More than 1,000 people attended a memorial service in Bloomington, Ind., Monday, for a Korean-American killed in the two-day shooting rampage of a white supremacist. Authorities said Benjamin Smith also killed a former basketball coach outside Chicago and wounded nine other people -- all of them black, Jewish or Asian.

Correspondent Glenn Augustine of CBS Affiliate WISH-TV in Indianapolis reports that many of those at the service hadn't heard of Won-Joon Yoon, 26, before his death. But Monday night, they vowed never to forget it.

"I want to be with my community to stand against this kind of tragedy," Debarah Galyan, 21, said as she headed into the funeral services. "You can't have this sense of detachment anymore. You have to stand up and say no."

"Haters are cowards," Attorney General Janet Reno told the mourners. "When confronted, they usually back down. And if they don't back down, you must continue to confront them."

Yoon, the only son among four children, came to Bloomington after earning a master's degree in economics. His goal was to earn a doctorate and become a teacher. He was shot outside the Korean United Methodist Church.

"I'm not able to find adequate words to bring any comfort to you and to all of us this moment," said the Rev. Kil-Sang Yoon, not a relative of the victim. "I have come to this beautiful town to cry with you."
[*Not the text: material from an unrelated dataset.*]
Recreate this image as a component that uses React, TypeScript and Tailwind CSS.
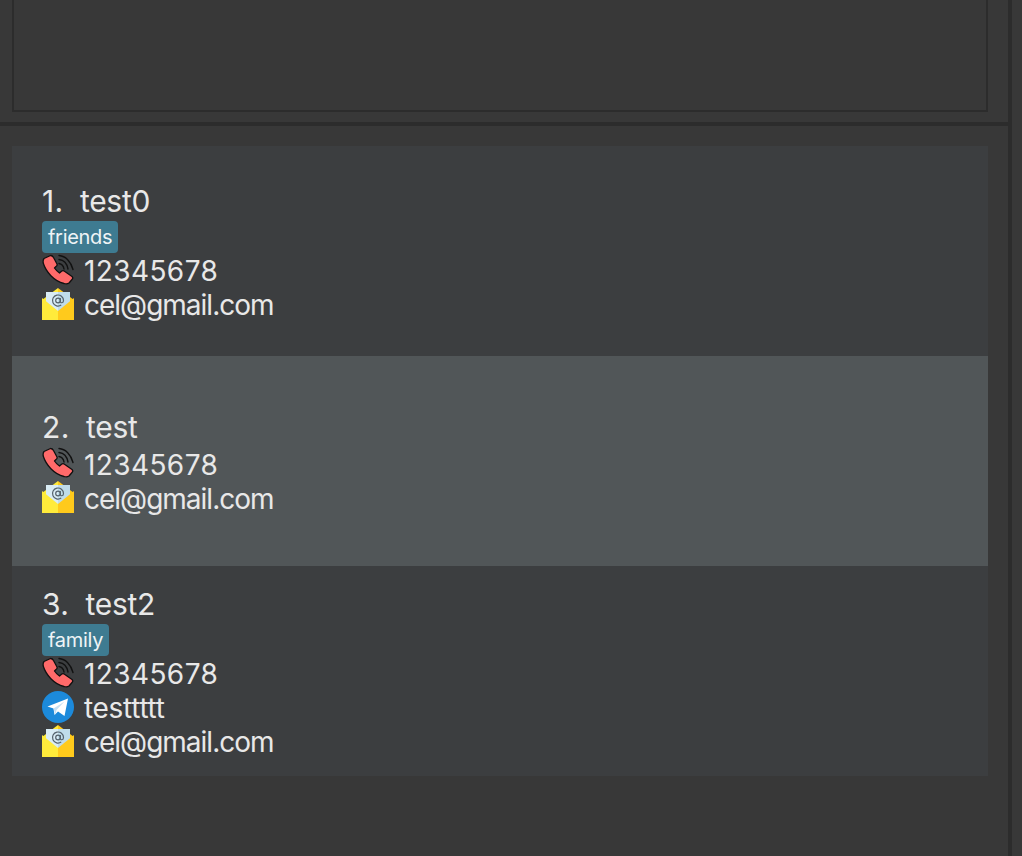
import React from "react";

type Person = {
  name: string;
  tag?: string;
  telegram?: string;
};

const people: Person[] = [
  { name: "test0", tag: "friends" },
  { name: "test" },
  { name: "test2", tag: "family", telegram: "testtttt" },
];

function PhoneIcon() {
  return (
    <svg viewBox="0 0 32 32" className="h-8 w-8 shrink-0">
      <path
        d="M2 4.500 8.500 1.500q2 0 3 2l3.500 6.500q.5 1.500-1 2.500L12.500 14q2 3 5 5l2-1.800q1.500-1 3 0l7.500 5.300q1.500 1.500 0 3l-3 3.500q-2 1.500-5 .5C12 27 4 18 1.200 9Q.8 6 2 4.500z"
        fill="#ff6a6a"
        stroke="#111"
        strokeWidth="1.300"
        strokeLinejoin="round"
      />
      <g fill="none" stroke="#111" strokeWidth="1.400" strokeLinecap="round">
        <path d="M17 9.500c2.500.5 4.500 2.500 5 5.500" />
        <path d="M17 5.500c4.500.5 8 4 9 9.500" />
        <path d="M17 1.500c6.500.5 12 6 14 14" />
      </g>
    </svg>
  );
}

function MailIcon() {
  return (
    <svg viewBox="0 0 32 32" className="h-8 w-8 shrink-0">
      <path d="M16 0 0 12v20h16z" fill="#ffeb3b" />
      <path d="M16 0l16 12v20H16z" fill="#ffca1c" />
      <path d="M4 4h12v20H4z" fill="#d9ecf5" />
      <path d="M16 4h12v20H16z" fill="#bfdcea" />
      <g fill="none" stroke="#55626c" strokeWidth="1.200">
        <circle cx="16" cy="12.500" r="2.300" />
        <path d="M18.300 10v3.500c0 1.800 3.200 1.800 3.200-1a5.500 5.500 0 1 0-2.300 4.500" />
      </g>
      <path d="M0 10l16 13v9H0z" fill="#ffeb3b" />
      <path d="M32 10 16 23v9h16z" fill="#ffca1c" />
    </svg>
  );
}

function TelegramIcon() {
  return (
    <svg viewBox="0 0 32 32" className="h-8 w-8 shrink-0">
      <circle cx="16" cy="16" r="16" fill="#1c8adb" />
      <path d="M5.500 15.500 26 7.500l-3.500 17.500-6.500-4.500-3.500 3.500-1-6.500z" fill="#fff" />
      <path d="M11.500 17.500 22.500 10.500l-8 8.500-1 4.500z" fill="#c7dff2" />
    </svg>
  );
}

function Row({
  icon,
  text,
  spacing,
  nudge,
}: {
  icon: React.ReactNode;
  text: string;
  spacing: string;
  nudge: string;
}) {
  return (
    <div className="flex h-[34px] items-center gap-[10px]">
      {icon}
      <span className={`text-[28px] leading-[34px] ${nudge} ${spacing}`}>{text}</span>
    </div>
  );
}

function PersonCard({ p, index, selected }: { p: Person; index: number; selected: boolean }) {
  const nudge = p.tag ? "pt-[2px]" : "pt-[4px]";
  return (
    <li
      className={`flex h-[210px] flex-col justify-center pl-[30px] text-[#e8e8e8] ${
        selected ? "bg-[#515658]" : "bg-[#3c3e40]"
      }`}
    >
      <div
        className={`h-[37px] whitespace-pre text-[30px] leading-[37px] tracking-[-0.3px] ${
          p.tag ? "pt-[1px]" : ""
        }`}
      >
        <span className="tracking-[0.4px]">{index + 1}.</span>
        {"  "}
        {p.name}
      </div>
      {p.tag && (
        <div className="flex h-[34px] items-center pt-[2px]">
          <span className="flex h-[32px] items-center rounded-[4px] bg-[#3e7b91] px-[6px] text-[20px] tracking-[-0.3px] text-[#eef4f6]">
            {p.tag}
          </span>
        </div>
      )}
      <Row icon={<PhoneIcon />} text="12345678" spacing="tracking-[0.4px]" nudge={nudge} />
      {p.telegram && (
        <Row icon={<TelegramIcon />} text={p.telegram} spacing="tracking-[-0.3px]" nudge={nudge} />
      )}
      <Row icon={<MailIcon />} text="cel@gmail.com" spacing="tracking-[-1px]" nudge={nudge} />
    </li>
  );
}

export default function App() {
  return (
    <div className="flex h-[856px] w-[1022px] overflow-hidden bg-[#383838] font-['Inter','Liberation_Sans',sans-serif]">
      <div className="flex w-[1008px] flex-col">
        <div className="h-[122px] pl-3 pr-5">
          <div className="h-[112px] border-x-2 border-b-2 border-[#2c2c2c]" />
        </div>
        <div className="h-1 bg-[#2c2c2c]" />
        <ul className="pl-3 pr-5 pt-5">
          {people.map((p, i) => (
            <PersonCard key={p.name} p={p} index={i} selected={i === 1} />
          ))}
        </ul>
      </div>
      <div className="w-1 bg-[#2c2c2c]" />
      <div className="flex-1" />
    </div>
  );
}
Yoon's mother lit a candle of remembrance and his father held aloft a bible. A cousin said Yoon bought this bible for his grandmother; she gave it back and told him to study it. Now his death is a case study for those who want to study and punish the perpetrators of hate crimes.

"His battle can't be fought in law books, it must be fought in our hearts and it must be fought because of this young man," said Reno, to the applause of the audience.

When hate-crime killer Smith handed out his flyers last year, people in Bloomington formed a group to fight hate. Augustine reports they now say Yoon's death will strengthen their resolve, not deter them.